O governo atual não tem respaldo popular. Levou, mas não ganhou. Sabe que se equilibra às custas de chantagens e o dinheiro começa a escassear. Sua podridão não esconde mais o cheiro de fraude, seus sequazes não têm a sutileza da humildade nem a paciência dos dissimulados. Temer se deu ao vexame de virar moleque amedrontado por Sarney e Roberto Jefferson. Sua turma quer tudo e agora. Mesmo seguindo à risca o plano da desmontagem do estado - e com isso conquistando o apoio do capital financeiro e dos mercados internacionais -, precisa se prevenir de uma derrota certa nas eleições deste ano.

Lula está na frente nas pesquisas e cresce a cada rodada.
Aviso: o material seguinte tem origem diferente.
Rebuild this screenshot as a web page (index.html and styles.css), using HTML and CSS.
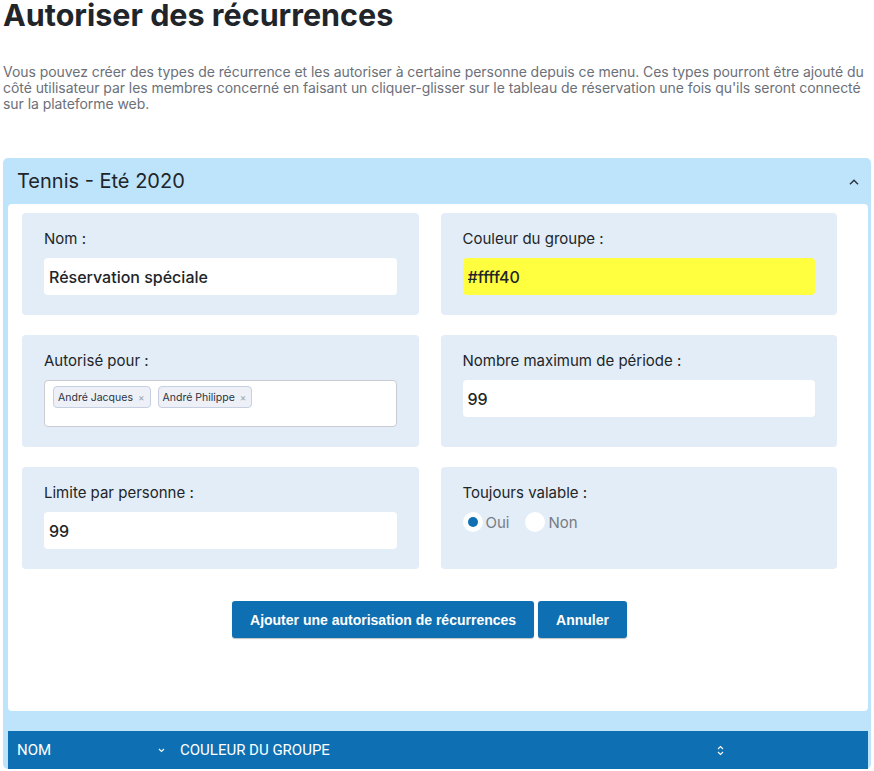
FILE: index.html
```html
<!DOCTYPE html>
<html lang="fr">
<head>
    <meta charset="UTF-8">
    <meta name="viewport" content="width=device-width, initial-scale=1.0">
    <title>Autoriser des récurrences</title>
    <link rel="stylesheet" href="styles.css">
</head>
<body>
    <h1 class="page-title">Autoriser des récurrences</h1>

    <p class="intro">Vous pouvez créer des types de récurrence et les autoriser à certaine personne depuis ce menu. Ces types pourront être ajouté du côté utilisateur par les membres concerné en faisant un cliquer-glisser sur le tableau de réservation une fois qu'ils seront connecté sur la plateforme web.</p>

    <div class="group-panel">
        <div class="panel-header">
            <span>Tennis - Eté 2020</span>
            <svg class="chevron" width="10" height="6" viewBox="0 0 10 6"><path d="M1 5.2 5 1.2 9 5.2" fill="none" stroke="#2b3440" stroke-width="1.5"/></svg>
        </div>

        <div class="panel-body">
            <form class="form-grid">
                <div class="field-box">
                    <label>Nom :</label>
                    <input type="text" class="text-input" value="Réservation spéciale">
                </div>

                <div class="field-box">
                    <label>Couleur du groupe :</label>
                    <input type="text" class="text-input color-input" value="#ffff40">
                </div>

                <div class="field-box">
                    <label>Autorisé pour :</label>
                    <div class="multi-select">
                        <span class="tag">André Jacques <span class="tag-x">×</span></span>
                        <span class="tag">André Philippe <span class="tag-x">×</span></span>
                    </div>
                </div>

                <div class="field-box">
                    <label>Nombre maximum de période :</label>
                    <input type="text" class="text-input" value="99">
                </div>

                <div class="field-box">
                    <label>Limite par personne :</label>
                    <input type="text" class="text-input" value="99">
                </div>

                <div class="field-box">
                    <label>Toujours valable :</label>
                    <div class="radio-row">
                        <span class="radio checked"></span><span class="radio-label">Oui</span>
                        <span class="radio"></span><span class="radio-label">Non</span>
                    </div>
                </div>

                <div class="form-actions">
                    <button type="button" class="btn">Ajouter une autorisation de récurrences</button>
                    <button type="button" class="btn">Annuler</button>
                </div>
            </form>
        </div>

        <div class="table-head">
            <div class="th th-name">NOM
                <svg width="7" height="5" viewBox="0 0 7 5"><path d="M1 1 3.5 3.5 6 1" fill="none" stroke="#fff" stroke-width="1.1"/></svg>
            </div>
            <div class="th th-color">COULEUR DU GROUPE
                <svg width="7" height="11" viewBox="0 0 7 11"><path d="M1 4 3.5 1.5 6 4M1 7 3.5 9.5 6 7" fill="none" stroke="#fff" stroke-width="1.1"/></svg>
            </div>
            <div class="th"></div>
        </div>
    </div>
</body>
</html>
```

FILE: styles.css
```css
* {
    margin: 0;
    padding: 0;
    box-sizing: border-box;
}

body {
    font-family: Inter, 'Noto Sans', sans-serif;
    color: #212529;
    background: #fff;
    padding: 0 3px;
    overflow: hidden;
}

.page-title {
    font-size: 30.5px;
    font-weight: 700;
    line-height: 29px;
}

.intro {
    color: #6c7079;
    font-size: 14px;
    line-height: 16px;
    letter-spacing: -0.06px;
    margin-top: 35px;
}

.group-panel {
    background: #bee4fc;
    border-radius: 5px;
    margin-top: 46px;
    padding: 0 3px 0 5px;
}

.panel-header {
    height: 46px;
    display: flex;
    align-items: center;
    justify-content: space-between;
    padding: 0 9px 0 9px;
    font-size: 20px;
}

.chevron {
    margin-top: 2px;
}

.panel-body {
    background: #fff;
    border-radius: 4px;
    padding: 9px 31px 73px 14px;
}

.form-grid {
    display: grid;
    grid-template-columns: 1fr 1fr;
    gap: 20px 22px;
}

.field-box {
    background: #e3edf7;
    border-radius: 4px;
    padding: 17px 22px 20px;
}

.field-box label {
    display: block;
    font-size: 15px;
    line-height: 18px;
    margin-bottom: 10px;
}

.text-input {
    width: 100%;
    height: 37px;
    border: none;
    border-radius: 4px;
    background: #fff;
    padding: 0 5px;
    font-family: inherit;
    font-size: 16px;
    font-weight: 500;
    color: #212529;
}

.color-input {
    background: #ffff40;
}

.multi-select {
    height: 47px;
    background: #fff;
    border: 1px solid #c9ccd1;
    border-radius: 4px;
    padding: 5px 8px;
    display: flex;
    align-items: flex-start;
    gap: 7px;
}

.tag {
    display: inline-flex;
    align-items: center;
    height: 22px;
    padding: 0 5px 0 4px;
    background: #edf1f7;
    border: 1px solid #c6d0e0;
    border-radius: 4px;
    font-size: 10.5px;
    color: #2a3342;
}

.tag-x {
    color: #9aa3b1;
    font-size: 10px;
    margin-left: 5px;
}

.radio-row {
    display: flex;
    align-items: center;
    height: 20px;
}

.radio {
    width: 20px;
    height: 20px;
    border-radius: 50%;
    background: #fff;
    position: relative;
}

.radio.checked::after {
    content: "";
    position: absolute;
    left: 5px;
    top: 5px;
    width: 10px;
    height: 10px;
    border-radius: 50%;
    background: #0f6fb2;
}

.radio-label {
    color: #777c84;
    font-size: 15px;
    margin: 0 16px 0 3px;
}

.form-actions {
    grid-column: 1 / 3;
    display: flex;
    justify-content: center;
    gap: 4px;
    margin-top: 12px;
}

.btn {
    background: #0e70b2;
    color: #fff;
    border: none;
    border-radius: 3px;
    height: 37px;
    padding: 0 18px;
    font-family: 'Liberation Sans', Arial, sans-serif;
    font-weight: 700;
    font-size: 14px;
    box-shadow: 0 1px 1px rgba(0, 0, 0, 0.25);
}

.table-head {
    margin-top: 20px;
    background: #0e70b2;
    height: 38px;
    display: grid;
    grid-template-columns: 163px 559px 1fr;
    font-family: Roboto, sans-serif;
    font-size: 15px;
    color: #fff;
}

.th {
    display: flex;
    align-items: center;
    justify-content: space-between;
    padding: 0 6px 0 9px;
}
```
Em segundo lugar está Bolsonaro, que deixou de ser uma piada para ser uma ameaça. Inflado como anti-Lula de ocasião, se tornou um problema para o próprio campo conservador, que rejeita o monstro que cevou com o ódio nas redes sociais. O possível candidato do governo se esforça para mudar geometria política, chamando de centro o que é a mais radical experiência de direita já vivida no país. São muitos e fracos, desunidos e sem carisma.

O julgamento de Lula, por isso, vai muito além do tribunal, de figuras menores como Moro e Dallagnol, de uma corja abjeta aboletada em volta de Temer ou do esforço da mídia em naturalizar o golpe.

O que está em jogo é mais profundo. Não será a derrota de Lula, mas das instituições. Com os votos dos revisores computados, os carregadores de malas não precisarão dar corridinhas ridículas, a justiça ficará livre para praticar seu ativismo deslavado, os políticos tradicionais poderão descansar depois do sétimo dia da destruição do país. A mídia vai contar seu vil metal.

Há duas posturas possíveis para a cidadania, os movimentos sociais e os democratas de corpo e alma. Aceitar a consagração do arbítrio ou colocar em ação o plano A, ocupando as ruas, disputando todos os espaços reais e simbólicos e exigindo justiça. 

Se tudo der errado, sempre há o plano B. Saber a hora certa de agir, esgotando todos os apelos da paz, é sinal de maturidade. Em alguns momentos, no entanto, a defesa da democracia obriga a coragem a puxar a fila da história.